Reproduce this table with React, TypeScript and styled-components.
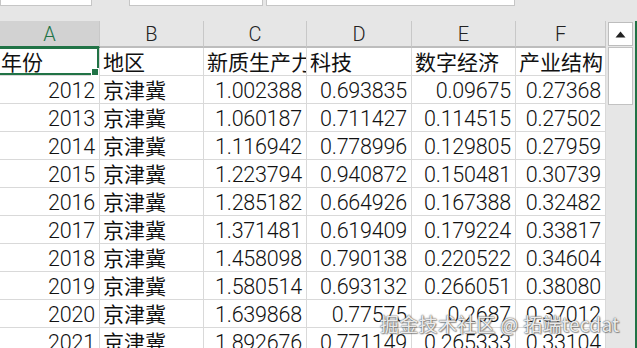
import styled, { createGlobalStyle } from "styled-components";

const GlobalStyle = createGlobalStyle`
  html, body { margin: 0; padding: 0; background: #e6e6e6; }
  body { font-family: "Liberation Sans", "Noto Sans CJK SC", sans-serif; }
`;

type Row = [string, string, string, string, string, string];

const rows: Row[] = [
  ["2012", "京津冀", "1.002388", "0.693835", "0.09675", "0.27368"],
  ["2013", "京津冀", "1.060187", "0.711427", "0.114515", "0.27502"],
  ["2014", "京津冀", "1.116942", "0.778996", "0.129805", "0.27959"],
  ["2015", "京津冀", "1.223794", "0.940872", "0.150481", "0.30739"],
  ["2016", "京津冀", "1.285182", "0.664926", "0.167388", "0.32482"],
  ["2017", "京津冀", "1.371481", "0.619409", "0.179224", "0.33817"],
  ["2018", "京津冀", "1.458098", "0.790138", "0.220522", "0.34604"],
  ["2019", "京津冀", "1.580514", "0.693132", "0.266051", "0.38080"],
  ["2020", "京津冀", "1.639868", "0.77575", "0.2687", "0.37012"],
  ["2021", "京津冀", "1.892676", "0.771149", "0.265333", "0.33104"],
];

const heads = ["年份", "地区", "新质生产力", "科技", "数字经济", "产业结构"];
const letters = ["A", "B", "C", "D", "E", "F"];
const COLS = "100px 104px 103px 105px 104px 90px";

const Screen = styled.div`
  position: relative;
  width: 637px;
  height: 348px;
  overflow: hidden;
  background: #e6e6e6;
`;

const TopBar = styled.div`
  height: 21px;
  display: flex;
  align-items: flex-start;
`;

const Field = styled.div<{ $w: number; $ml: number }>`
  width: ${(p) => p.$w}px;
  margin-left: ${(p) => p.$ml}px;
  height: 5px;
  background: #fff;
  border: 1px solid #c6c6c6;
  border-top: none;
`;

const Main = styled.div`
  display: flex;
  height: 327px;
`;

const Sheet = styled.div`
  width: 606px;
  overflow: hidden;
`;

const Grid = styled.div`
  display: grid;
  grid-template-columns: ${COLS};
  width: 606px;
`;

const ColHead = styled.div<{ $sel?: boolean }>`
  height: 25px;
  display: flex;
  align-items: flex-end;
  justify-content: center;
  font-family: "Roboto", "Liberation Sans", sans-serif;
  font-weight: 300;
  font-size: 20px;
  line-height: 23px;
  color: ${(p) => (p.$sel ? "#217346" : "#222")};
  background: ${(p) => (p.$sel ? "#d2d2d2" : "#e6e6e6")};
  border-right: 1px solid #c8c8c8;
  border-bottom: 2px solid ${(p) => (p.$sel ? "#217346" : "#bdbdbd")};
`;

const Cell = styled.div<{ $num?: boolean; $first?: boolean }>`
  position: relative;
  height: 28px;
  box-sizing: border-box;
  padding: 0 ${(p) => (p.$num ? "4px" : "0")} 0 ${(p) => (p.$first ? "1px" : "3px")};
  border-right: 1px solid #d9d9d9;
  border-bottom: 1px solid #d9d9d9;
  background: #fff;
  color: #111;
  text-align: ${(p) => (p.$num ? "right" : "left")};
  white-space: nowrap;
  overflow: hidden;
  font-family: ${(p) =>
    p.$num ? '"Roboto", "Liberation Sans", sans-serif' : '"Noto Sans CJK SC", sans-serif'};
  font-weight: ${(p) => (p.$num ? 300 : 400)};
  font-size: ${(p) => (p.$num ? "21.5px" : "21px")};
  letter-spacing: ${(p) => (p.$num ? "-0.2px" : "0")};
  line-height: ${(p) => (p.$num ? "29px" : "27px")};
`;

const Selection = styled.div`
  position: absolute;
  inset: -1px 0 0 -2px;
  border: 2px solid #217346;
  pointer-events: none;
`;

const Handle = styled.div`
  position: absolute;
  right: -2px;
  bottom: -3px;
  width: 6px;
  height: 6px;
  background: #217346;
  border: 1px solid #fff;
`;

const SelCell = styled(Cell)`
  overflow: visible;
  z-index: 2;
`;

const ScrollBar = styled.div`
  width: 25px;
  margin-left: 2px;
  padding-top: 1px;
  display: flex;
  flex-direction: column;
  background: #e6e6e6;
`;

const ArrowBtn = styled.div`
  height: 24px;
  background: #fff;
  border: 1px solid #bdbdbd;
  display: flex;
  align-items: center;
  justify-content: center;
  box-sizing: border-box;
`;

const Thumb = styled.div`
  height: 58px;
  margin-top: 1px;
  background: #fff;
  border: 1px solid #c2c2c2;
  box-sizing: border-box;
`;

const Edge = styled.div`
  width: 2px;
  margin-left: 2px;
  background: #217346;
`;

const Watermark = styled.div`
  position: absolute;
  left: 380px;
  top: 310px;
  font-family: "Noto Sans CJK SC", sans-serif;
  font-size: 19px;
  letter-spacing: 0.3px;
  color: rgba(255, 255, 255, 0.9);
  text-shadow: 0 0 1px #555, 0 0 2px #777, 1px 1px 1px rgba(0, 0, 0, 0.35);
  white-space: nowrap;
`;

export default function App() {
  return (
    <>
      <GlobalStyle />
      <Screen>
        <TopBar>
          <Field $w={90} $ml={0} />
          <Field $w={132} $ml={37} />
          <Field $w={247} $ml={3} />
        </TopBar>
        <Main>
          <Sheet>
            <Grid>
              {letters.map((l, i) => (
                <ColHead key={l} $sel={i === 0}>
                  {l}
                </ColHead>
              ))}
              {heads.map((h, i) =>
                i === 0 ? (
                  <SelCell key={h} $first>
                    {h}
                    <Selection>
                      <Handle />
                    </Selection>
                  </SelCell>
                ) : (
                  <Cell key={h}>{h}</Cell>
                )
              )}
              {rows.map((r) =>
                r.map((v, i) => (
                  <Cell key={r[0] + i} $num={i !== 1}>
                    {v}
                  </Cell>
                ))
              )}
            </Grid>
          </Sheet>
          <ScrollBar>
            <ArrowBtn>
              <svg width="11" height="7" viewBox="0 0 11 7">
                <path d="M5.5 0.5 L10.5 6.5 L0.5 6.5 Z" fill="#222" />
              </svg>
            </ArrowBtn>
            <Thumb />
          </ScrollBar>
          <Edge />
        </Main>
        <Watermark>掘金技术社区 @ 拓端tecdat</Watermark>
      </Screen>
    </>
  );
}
________
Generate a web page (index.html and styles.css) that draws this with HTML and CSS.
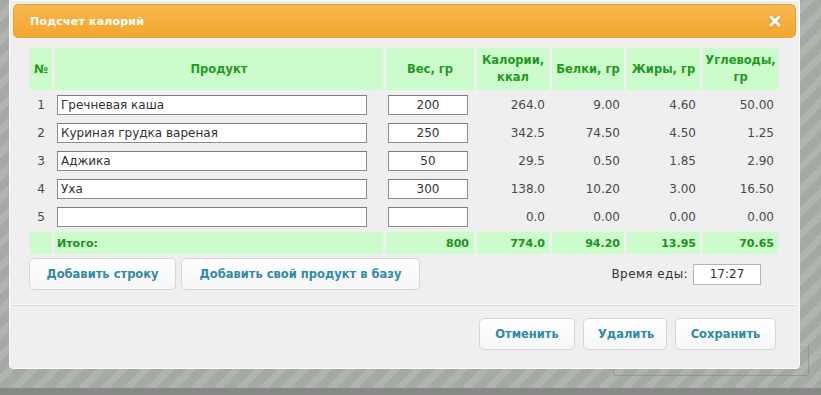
________
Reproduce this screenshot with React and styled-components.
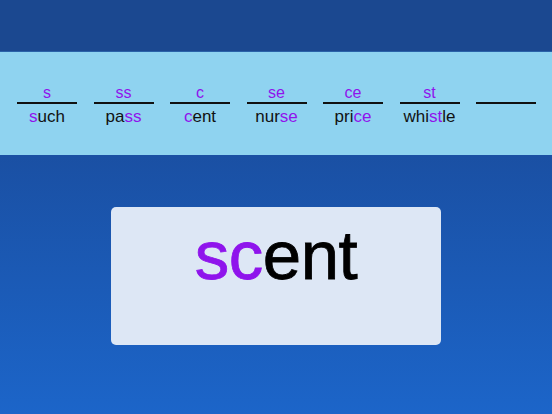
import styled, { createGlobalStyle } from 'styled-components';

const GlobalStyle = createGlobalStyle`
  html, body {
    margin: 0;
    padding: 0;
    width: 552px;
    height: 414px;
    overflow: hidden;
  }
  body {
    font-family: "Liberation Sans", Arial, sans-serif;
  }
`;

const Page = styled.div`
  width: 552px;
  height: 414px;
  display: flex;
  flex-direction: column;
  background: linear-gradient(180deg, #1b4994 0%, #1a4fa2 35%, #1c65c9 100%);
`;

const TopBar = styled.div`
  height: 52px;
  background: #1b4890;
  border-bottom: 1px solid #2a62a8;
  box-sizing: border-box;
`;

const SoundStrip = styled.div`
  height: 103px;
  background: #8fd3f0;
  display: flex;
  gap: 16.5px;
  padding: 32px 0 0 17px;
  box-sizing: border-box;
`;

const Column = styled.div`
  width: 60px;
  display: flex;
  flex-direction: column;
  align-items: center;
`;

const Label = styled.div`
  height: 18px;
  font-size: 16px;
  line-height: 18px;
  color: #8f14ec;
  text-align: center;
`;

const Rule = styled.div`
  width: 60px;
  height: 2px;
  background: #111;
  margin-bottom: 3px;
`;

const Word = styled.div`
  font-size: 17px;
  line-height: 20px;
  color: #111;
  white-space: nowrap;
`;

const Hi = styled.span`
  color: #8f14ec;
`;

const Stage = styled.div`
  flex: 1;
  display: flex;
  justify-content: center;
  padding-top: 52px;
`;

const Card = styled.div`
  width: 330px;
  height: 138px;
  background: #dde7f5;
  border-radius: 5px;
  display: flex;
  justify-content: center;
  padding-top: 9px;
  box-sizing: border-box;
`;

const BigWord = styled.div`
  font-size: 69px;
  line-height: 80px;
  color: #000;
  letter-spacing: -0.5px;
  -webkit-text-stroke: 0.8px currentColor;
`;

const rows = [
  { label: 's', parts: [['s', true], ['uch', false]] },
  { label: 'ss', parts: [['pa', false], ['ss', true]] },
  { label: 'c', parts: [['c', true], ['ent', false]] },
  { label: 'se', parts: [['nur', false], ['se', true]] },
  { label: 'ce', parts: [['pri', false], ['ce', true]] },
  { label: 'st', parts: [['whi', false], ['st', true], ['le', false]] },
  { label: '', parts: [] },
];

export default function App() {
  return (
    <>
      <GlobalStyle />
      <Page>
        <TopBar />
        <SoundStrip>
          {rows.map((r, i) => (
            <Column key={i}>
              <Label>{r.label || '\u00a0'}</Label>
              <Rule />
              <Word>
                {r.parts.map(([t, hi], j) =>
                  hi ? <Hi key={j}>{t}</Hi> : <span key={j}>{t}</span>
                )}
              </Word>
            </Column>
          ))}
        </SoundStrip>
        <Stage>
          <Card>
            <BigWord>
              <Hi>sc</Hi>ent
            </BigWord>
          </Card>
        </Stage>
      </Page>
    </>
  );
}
________
[What is being asked]
Where a line above includes "components", copy that line.

[Finished exercise]
Reproduce this table with React, TypeScript and styled-components.
import styled, { createGlobalStyle } from "styled-components";
Reproduce this screenshot with React and styled-components.
import styled, { createGlobalStyle } from 'styled-components';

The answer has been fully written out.